Tuesday, June 23, 2009

The glamorous art of life and death

At his studio in Gettysburg, the commercial artist Mort Künstler produces Civil War art in the mode of nineteenth-century French history paintings: minutely detailed, with the detail lovingly authenticated in pages of notes, and composed and lighted like tableaux vivants. One reason the South lost the war, we learn from Künstler's oeuvre, is that every time General Lee rode past a church with windows aglow, he stopped to strike a pose. http://americanspiritpublishing.org/gallery/merchant.ihtml

And the ratio of heroic Confederate poses to heroic Union poses seems to be about 5 to 1, probably for the same reason that Loyalist rioters against Romanian immigrants in Belfast model their rhetoric on Hitler rather than Churchill. Glamor loves losers.

The emotion that suddenly filled the radio announcer Herb Morrison's voice on May 6, 1937, as the zeppelin Hindenburg entered history in a hydrogen pyre, wasn't glamor. Glamor lives to surprise, but part of its fun is our reassuring knowledge that the surprise was prepared in advance and is fully under artistic control. Glamor would have edited Morrison's sobbing cry, "Oh, the humanity and all the passengers." It would have sneered, "Anticlimax" or "Bathos," and then it would have paced off the smoking ground where people had died and rearranged the corpses for better effect.



"Herb Morrison is a kind of artist," glamor would explain, "but my boy is Mort Künstler. Look how Elke Sommer comes blossoming out of her top like a motherly flower."

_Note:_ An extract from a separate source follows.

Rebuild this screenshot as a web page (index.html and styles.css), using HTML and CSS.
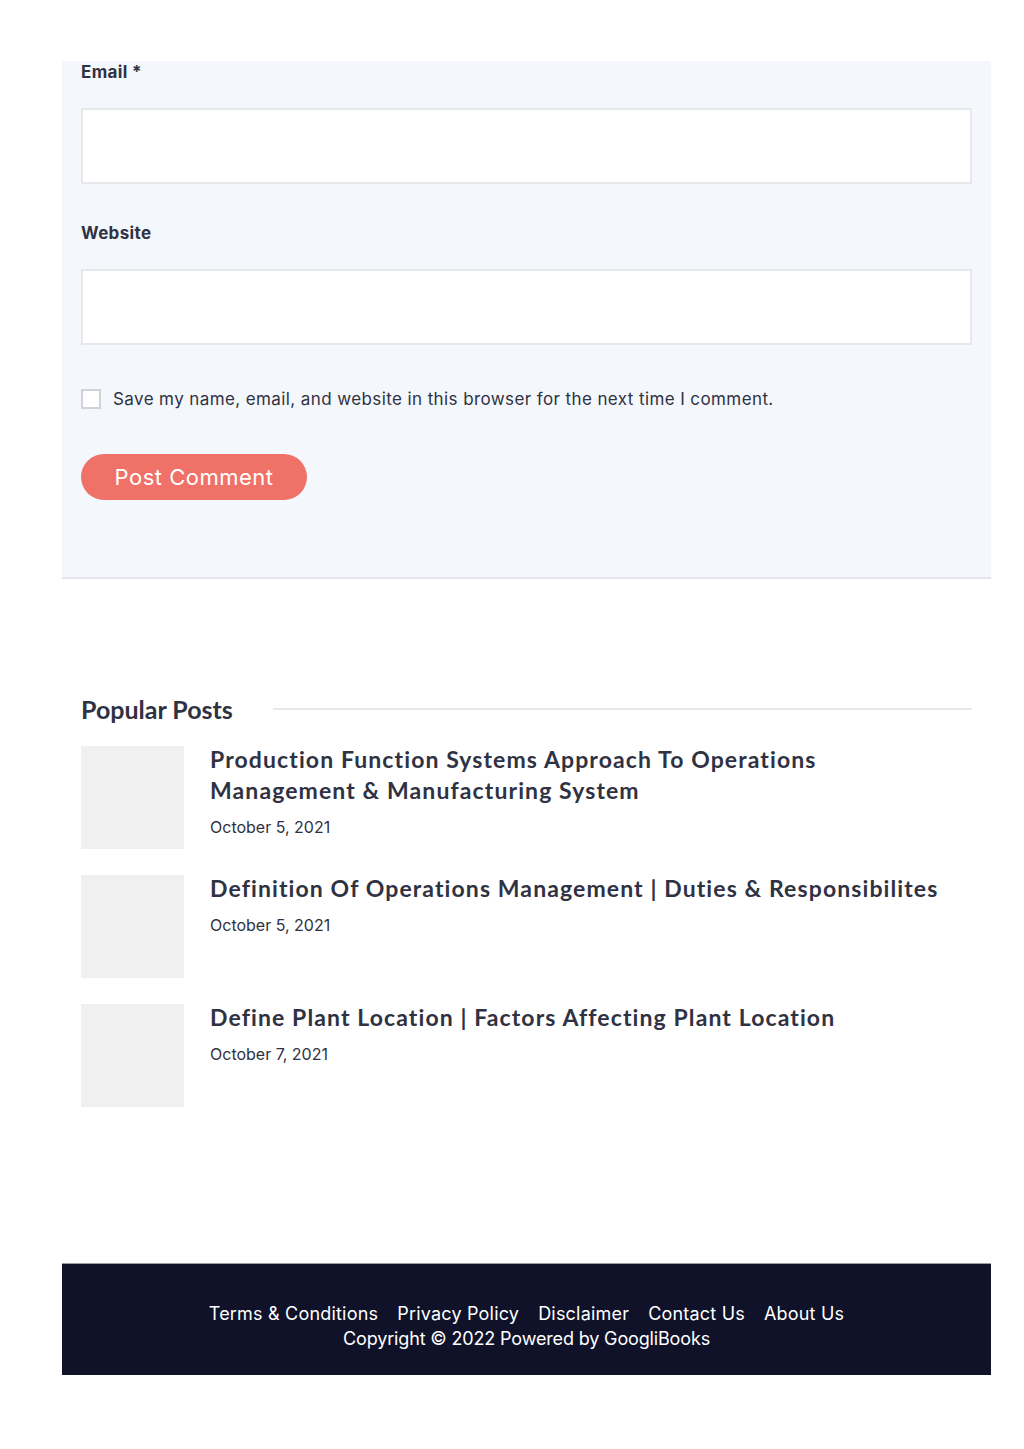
FILE: index.html
```html
<!DOCTYPE html>
<html lang="en">
<head>
    <meta charset="UTF-8">
    <meta name="viewport" content="width=device-width, initial-scale=1.0">
    <title>Leave a Comment</title>
    <link rel="stylesheet" href="styles.css">
</head>
<body>
    <div class="page">
        <div class="comment-box">
            <form class="comment-form">
                <label class="field-label" for="email">Email *</label>
                <input type="email" id="email" class="field-input">

                <label class="field-label" for="url">Website</label>
                <input type="text" id="url" class="field-input">

                <div class="consent">
                    <input type="checkbox" id="consent" class="consent-box">
                    <label for="consent">Save my name, email, and website in this browser for the next time I comment.</label>
                </div>

                <button type="button" class="submit">Post Comment</button>
            </form>
        </div>

        <section class="popular">
            <div class="popular-head">
                <h2>Popular Posts</h2>
                <span class="popular-line"></span>
            </div>

            <div class="post">
                <div class="thumb"></div>
                <div class="post-info">
                    <h3>Production Function Systems Approach To Operations Management &amp; Manufacturing System</h3>
                    <span class="post-date">October 5, 2021</span>
                </div>
            </div>
            <div class="post">
                <div class="thumb"></div>
                <div class="post-info">
                    <h3>Definition Of Operations Management | Duties &amp; Responsibilites</h3>
                    <span class="post-date">October 5, 2021</span>
                </div>
            </div>
            <div class="post">
                <div class="thumb"></div>
                <div class="post-info">
                    <h3>Define Plant Location | Factors Affecting Plant Location</h3>
                    <span class="post-date">October 7, 2021</span>
                </div>
            </div>
        </section>

        <footer class="footer">
            <nav class="footer-links">
                <a href="#">Terms &amp; Conditions</a>
                <a href="#">Privacy Policy</a>
                <a href="#">Disclaimer</a>
                <a href="#">Contact Us</a>
                <a href="#">About Us</a>
            </nav>
            <p class="copyright">Copyright © 2022 Powered by GoogliBooks</p>
        </footer>
    </div>
</body>
</html>
```

FILE: styles.css
```css
body {
    margin: 0;
    background-color: #ffffff;
    font-family: 'Inter', 'Open Sans', sans-serif;
    color: #2f3243;
}
.page {
    width: 929px;
    margin-left: 62px;
    padding-top: 61px;
    padding-bottom: 75px;
}
.comment-box {
    background-color: #f4f7fc;
    border-bottom: 2px solid #e4e6eb;
    padding: 0 19px 77px;
}
.comment-form {
    display: flex;
    flex-direction: column;
    align-items: flex-start;
}
.field-label {
    font-size: 17px;
    font-weight: 700;
    line-height: 22px;
    letter-spacing: 0.35px;
    margin-bottom: 25px;
}
.field-input {
    box-sizing: border-box;
    width: 100%;
    height: 76px;
    border: 2px solid #e6e8ec;
    background-color: #ffffff;
    margin: 0 0 38px;
}
.field-input:last-of-type {
    margin-bottom: 43px;
}
.consent {
    display: flex;
    align-items: center;
    gap: 12px;
    font-size: 17px;
    line-height: 22px;
    letter-spacing: 0.4px;
}
.consent-box {
    appearance: none;
    width: 20px;
    height: 20px;
    margin: 0;
    border: 2px solid #cfd3d9;
    background-color: #ffffff;
}
.submit {
    margin-top: 44px;
    width: 226px;
    height: 46px;
    border: none;
    border-radius: 23px;
    background-color: #f07167;
    color: #ffffff;
    font-family: inherit;
    font-size: 22px;
    letter-spacing: 0.5px;
    cursor: pointer;
}
.popular {
    padding: 115px 19px 0;
}
.popular-head {
    display: flex;
    align-items: center;
    gap: 40px;
    margin-bottom: 22px;
}
.popular-head h2 {
    margin: 0;
    font-family: 'Lato', sans-serif;
    font-size: 25px;
    font-weight: 700;
    line-height: 30px;
}
.popular-line {
    flex: 1;
    height: 2px;
    background-color: #e6e8ec;
}
.post {
    display: flex;
    gap: 26px;
    margin-bottom: 26px;
}
.thumb {
    flex: none;
    width: 103px;
    height: 103px;
    background-color: #f0f0f0;
}
.post-info {
    padding-right: 20px;
}
.post-info h3 {
    margin: -2px 0 10px;
    font-family: 'Lato', sans-serif;
    font-size: 23px;
    font-weight: 700;
    line-height: 31px;
    letter-spacing: 1.1px;
}
.post-date {
    font-size: 16px;
    line-height: 22px;
}
.footer {
    margin-top: 156px;
    background-color: #0f1229;
    border-top: 1px solid #9a9ca6;
    padding: 37px 0 24px;
    text-align: center;
    color: #ffffff;
    font-size: 18px;
    line-height: 25px;
}
.footer-links {
    display: flex;
    justify-content: center;
    gap: 19px;
    letter-spacing: 0.2px;
}
.footer-links a {
    color: #ffffff;
    text-decoration: none;
}
.copyright {
    margin: 0;
    letter-spacing: -0.15px;
}
```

So how are we managing to see the cellphone videos from Iran's women's revolution today, and how will we remember them a year from now? I have no idea how to answer those questions, of course. But if today's moments ever are converted into Künstler images, that may be a sign that freedom will have to be deferred a while longer, because art will still be occupying the playground.